Copy out lines with the word "this" from the material that follows.

*Supplied data*
— BEGIN —

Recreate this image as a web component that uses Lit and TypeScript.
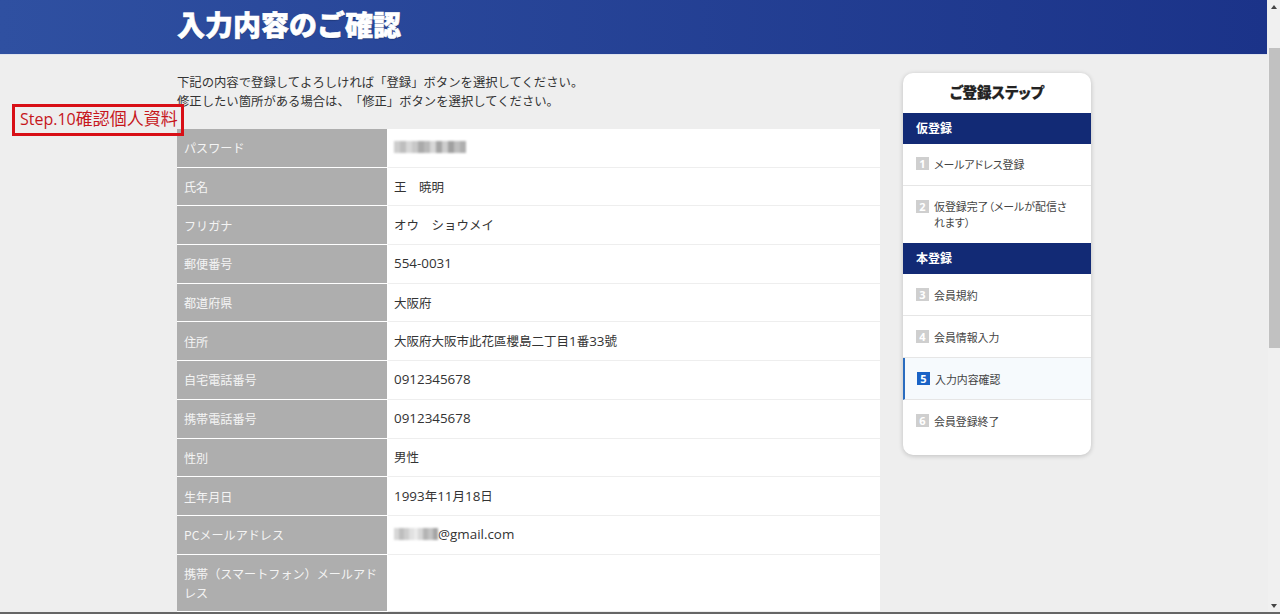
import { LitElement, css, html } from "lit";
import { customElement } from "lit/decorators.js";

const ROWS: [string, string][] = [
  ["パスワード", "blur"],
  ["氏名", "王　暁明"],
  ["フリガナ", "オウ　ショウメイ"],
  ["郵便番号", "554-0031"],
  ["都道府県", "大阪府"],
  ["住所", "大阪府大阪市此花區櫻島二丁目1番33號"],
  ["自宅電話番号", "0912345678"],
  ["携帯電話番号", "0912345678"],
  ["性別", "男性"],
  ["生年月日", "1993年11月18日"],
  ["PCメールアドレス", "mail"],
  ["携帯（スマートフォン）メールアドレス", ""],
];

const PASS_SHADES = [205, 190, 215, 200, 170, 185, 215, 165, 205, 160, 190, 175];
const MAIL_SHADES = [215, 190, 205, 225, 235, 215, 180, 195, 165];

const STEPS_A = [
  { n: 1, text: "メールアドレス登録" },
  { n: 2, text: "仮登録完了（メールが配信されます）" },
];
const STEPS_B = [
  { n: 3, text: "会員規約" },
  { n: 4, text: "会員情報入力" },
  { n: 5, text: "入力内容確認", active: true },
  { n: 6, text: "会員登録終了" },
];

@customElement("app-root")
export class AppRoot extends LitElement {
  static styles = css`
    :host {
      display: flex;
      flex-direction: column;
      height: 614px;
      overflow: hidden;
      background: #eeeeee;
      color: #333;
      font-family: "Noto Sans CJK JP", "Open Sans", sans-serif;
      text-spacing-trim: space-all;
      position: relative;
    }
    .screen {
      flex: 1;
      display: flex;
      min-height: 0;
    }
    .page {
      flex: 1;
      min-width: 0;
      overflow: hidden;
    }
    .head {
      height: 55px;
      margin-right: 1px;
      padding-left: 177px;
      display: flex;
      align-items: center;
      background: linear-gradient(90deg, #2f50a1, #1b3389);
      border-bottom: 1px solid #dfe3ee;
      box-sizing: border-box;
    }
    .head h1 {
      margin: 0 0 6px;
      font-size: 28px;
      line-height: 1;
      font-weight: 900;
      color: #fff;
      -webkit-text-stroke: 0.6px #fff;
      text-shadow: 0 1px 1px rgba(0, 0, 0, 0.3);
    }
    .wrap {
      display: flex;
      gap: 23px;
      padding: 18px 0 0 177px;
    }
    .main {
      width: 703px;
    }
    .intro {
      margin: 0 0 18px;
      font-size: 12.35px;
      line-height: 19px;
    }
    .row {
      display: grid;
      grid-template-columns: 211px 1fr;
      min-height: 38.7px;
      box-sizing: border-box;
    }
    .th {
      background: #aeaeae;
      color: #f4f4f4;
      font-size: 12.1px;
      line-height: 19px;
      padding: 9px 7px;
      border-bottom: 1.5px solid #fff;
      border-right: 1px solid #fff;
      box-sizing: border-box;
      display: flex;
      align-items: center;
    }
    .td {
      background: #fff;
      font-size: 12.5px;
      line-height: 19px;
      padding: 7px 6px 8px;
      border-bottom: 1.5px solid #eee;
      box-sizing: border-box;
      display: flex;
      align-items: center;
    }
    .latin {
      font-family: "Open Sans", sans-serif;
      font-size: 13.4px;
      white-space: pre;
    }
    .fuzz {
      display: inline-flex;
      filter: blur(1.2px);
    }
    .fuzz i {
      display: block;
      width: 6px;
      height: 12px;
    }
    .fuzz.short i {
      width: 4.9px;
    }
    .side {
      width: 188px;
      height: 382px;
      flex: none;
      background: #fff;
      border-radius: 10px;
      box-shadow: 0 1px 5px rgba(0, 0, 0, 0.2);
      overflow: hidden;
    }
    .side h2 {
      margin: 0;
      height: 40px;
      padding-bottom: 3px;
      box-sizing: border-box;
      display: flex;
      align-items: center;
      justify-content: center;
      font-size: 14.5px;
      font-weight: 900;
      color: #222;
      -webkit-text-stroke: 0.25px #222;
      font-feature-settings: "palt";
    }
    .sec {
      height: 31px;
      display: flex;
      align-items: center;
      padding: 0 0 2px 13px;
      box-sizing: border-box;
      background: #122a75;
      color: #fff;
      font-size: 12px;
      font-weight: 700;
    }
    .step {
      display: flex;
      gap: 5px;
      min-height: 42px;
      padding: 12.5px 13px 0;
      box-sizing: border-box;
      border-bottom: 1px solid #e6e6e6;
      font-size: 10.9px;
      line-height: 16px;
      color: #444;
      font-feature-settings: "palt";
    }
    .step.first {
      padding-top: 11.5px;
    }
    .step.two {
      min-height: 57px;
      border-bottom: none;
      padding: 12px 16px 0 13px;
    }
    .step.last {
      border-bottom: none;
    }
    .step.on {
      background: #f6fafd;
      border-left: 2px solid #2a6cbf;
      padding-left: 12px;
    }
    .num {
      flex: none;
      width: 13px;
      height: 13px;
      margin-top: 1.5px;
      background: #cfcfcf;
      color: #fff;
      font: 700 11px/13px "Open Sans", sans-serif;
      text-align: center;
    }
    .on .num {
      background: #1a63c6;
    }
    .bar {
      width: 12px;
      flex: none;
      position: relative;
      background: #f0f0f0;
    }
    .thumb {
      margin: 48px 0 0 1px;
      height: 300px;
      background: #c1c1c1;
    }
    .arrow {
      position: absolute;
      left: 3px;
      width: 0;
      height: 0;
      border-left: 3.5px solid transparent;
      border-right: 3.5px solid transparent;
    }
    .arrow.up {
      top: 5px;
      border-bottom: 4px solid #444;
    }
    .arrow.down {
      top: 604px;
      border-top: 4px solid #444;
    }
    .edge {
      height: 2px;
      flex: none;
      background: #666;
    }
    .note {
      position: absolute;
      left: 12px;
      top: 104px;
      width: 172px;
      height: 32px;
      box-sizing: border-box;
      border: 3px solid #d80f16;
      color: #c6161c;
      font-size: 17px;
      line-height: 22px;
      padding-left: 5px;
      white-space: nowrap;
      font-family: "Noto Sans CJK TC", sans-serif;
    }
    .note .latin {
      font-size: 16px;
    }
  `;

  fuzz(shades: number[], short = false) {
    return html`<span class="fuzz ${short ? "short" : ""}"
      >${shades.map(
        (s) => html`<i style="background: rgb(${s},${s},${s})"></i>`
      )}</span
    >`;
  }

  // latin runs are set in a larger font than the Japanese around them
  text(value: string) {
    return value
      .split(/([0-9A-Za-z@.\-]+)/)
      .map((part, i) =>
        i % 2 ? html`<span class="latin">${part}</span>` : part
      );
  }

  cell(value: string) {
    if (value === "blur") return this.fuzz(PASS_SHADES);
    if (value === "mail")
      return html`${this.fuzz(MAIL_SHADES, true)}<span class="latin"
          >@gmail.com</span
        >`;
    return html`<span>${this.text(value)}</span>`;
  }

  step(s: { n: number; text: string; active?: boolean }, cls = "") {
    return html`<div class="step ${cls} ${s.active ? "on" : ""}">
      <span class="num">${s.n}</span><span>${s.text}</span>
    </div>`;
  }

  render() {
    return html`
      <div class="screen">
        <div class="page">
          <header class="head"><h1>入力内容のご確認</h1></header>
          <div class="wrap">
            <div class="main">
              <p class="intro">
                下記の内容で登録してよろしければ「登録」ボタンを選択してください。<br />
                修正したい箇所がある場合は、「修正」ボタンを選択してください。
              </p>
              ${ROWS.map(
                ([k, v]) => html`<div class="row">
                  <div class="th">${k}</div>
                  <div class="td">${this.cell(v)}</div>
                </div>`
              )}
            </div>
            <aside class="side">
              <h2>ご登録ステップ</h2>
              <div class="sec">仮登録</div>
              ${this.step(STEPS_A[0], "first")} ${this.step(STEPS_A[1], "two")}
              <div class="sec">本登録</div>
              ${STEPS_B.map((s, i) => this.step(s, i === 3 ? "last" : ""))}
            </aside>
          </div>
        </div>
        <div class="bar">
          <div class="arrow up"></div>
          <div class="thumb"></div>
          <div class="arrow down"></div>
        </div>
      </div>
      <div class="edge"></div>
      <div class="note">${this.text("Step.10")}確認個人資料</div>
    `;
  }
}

— END —

*Output of the exercise*
Recreate this image as a web component that uses Lit and TypeScript.
    if (value === "blur") return this.fuzz(PASS_SHADES);
      return html`${this.fuzz(MAIL_SHADES, true)}<span class="latin"
    return html`<span>${this.text(value)}</span>`;
                  <div class="td">${this.cell(v)}</div>
              ${this.step(STEPS_A[0], "first")} ${this.step(STEPS_A[1], "two")}
              ${STEPS_B.map((s, i) => this.step(s, i === 3 ? "last" : ""))}
      <div class="note">${this.text("Step.10")}確認個人資料</div>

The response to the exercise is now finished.